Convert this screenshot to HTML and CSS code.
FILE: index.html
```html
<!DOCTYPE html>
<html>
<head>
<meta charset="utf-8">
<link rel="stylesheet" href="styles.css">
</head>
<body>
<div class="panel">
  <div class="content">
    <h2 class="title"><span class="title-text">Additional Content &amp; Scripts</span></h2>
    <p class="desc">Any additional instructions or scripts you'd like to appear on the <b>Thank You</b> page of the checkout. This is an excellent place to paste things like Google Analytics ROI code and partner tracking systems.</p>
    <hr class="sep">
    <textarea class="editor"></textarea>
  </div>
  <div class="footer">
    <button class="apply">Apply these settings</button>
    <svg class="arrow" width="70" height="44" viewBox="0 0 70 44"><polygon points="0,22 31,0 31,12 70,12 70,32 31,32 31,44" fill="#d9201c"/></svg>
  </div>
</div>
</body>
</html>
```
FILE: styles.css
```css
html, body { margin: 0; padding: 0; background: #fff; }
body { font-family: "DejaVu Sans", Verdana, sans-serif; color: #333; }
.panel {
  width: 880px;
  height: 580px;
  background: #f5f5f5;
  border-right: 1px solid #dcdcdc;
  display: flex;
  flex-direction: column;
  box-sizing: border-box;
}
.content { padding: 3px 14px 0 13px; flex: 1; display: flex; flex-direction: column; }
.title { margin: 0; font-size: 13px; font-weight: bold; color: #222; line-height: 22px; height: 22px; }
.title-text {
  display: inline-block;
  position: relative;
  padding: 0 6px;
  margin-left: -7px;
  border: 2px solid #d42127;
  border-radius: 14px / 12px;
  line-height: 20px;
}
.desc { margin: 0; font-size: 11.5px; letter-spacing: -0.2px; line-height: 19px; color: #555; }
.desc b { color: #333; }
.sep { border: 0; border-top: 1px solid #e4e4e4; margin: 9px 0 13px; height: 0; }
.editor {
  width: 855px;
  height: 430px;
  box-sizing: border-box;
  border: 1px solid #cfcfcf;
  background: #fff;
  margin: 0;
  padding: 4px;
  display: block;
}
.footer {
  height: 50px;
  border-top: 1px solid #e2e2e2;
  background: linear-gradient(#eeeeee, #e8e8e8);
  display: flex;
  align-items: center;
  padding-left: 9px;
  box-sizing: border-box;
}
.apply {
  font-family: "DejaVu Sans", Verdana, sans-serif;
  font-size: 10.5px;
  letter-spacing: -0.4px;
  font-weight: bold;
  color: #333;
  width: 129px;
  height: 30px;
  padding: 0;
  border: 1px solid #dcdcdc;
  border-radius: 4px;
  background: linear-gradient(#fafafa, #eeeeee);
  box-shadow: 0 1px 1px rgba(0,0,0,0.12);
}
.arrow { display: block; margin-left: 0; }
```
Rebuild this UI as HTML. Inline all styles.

───

» EXERCISE PROMPT
Search the data above for lines holding "code" and copy each of them.

» OUTPUT
Convert this screenshot to HTML and CSS code.
    <p class="desc">Any additional instructions or scripts you'd like to appear on the <b>Thank You</b> page of the checkout. This is an excellent place to paste things like Google Analytics ROI code and partner tracking systems.</p>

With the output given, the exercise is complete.